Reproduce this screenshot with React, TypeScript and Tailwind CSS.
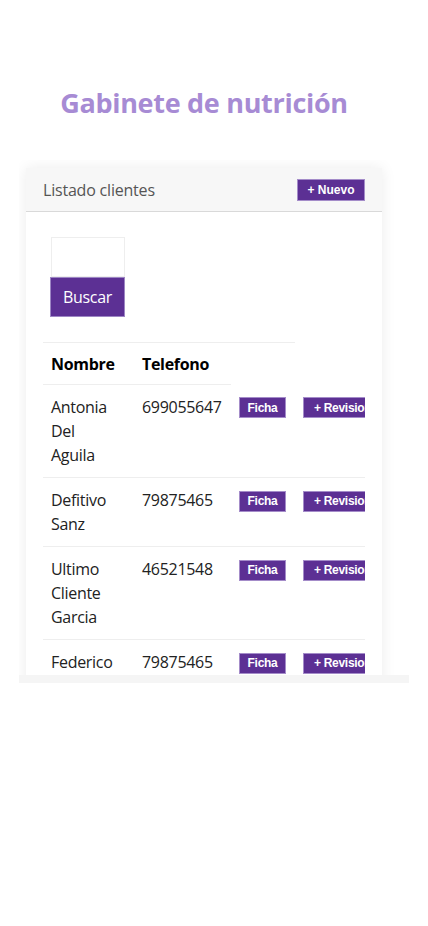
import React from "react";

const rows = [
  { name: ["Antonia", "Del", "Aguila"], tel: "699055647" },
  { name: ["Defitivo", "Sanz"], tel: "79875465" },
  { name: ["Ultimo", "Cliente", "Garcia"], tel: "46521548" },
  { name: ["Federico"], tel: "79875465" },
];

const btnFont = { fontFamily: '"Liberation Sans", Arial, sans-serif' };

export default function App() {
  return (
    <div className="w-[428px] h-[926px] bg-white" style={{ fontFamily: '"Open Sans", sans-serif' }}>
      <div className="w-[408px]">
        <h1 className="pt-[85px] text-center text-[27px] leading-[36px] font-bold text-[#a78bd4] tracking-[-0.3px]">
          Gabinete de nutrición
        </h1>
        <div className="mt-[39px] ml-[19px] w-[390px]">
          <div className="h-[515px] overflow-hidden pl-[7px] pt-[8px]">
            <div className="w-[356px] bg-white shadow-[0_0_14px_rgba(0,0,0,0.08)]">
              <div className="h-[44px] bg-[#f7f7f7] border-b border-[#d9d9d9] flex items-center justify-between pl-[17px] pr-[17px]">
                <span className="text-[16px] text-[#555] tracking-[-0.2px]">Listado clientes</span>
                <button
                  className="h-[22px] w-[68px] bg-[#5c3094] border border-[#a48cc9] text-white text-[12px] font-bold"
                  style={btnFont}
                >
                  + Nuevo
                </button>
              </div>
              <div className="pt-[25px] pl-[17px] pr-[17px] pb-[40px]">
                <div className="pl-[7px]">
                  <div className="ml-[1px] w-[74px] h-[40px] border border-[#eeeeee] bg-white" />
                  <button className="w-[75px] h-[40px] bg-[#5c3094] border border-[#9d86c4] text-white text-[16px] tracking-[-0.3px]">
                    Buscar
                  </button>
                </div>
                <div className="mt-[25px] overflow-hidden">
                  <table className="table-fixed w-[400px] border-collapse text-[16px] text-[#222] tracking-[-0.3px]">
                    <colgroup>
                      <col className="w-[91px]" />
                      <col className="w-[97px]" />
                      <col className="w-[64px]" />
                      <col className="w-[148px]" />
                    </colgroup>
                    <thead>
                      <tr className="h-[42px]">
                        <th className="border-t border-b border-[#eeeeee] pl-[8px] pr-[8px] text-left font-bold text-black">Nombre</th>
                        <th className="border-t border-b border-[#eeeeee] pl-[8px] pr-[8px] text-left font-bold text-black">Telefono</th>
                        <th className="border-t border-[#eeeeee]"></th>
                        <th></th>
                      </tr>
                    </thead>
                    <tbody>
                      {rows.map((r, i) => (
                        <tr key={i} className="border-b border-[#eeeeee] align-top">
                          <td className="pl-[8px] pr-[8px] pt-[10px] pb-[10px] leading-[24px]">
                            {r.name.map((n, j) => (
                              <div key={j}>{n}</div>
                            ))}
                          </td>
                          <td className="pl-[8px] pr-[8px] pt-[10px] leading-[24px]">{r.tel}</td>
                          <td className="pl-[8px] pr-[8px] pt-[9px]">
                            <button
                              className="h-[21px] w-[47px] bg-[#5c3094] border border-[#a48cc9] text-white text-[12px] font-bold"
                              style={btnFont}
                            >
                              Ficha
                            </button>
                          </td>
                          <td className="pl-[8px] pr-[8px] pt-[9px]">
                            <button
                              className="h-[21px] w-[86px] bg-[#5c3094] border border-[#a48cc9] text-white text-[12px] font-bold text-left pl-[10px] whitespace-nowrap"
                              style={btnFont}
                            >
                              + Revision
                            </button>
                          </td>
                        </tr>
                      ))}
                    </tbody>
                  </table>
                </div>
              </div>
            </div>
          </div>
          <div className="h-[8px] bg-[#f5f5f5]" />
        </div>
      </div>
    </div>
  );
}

# # # # #

→ **GIVEN TASK**
Without any pictures, reproduce the lines from the first one in the material through the line that has "import React from", exactly as they appear.

→ **EXERCISE RESPONSE**
Reproduce this screenshot with React, TypeScript and Tailwind CSS.
import React from "react";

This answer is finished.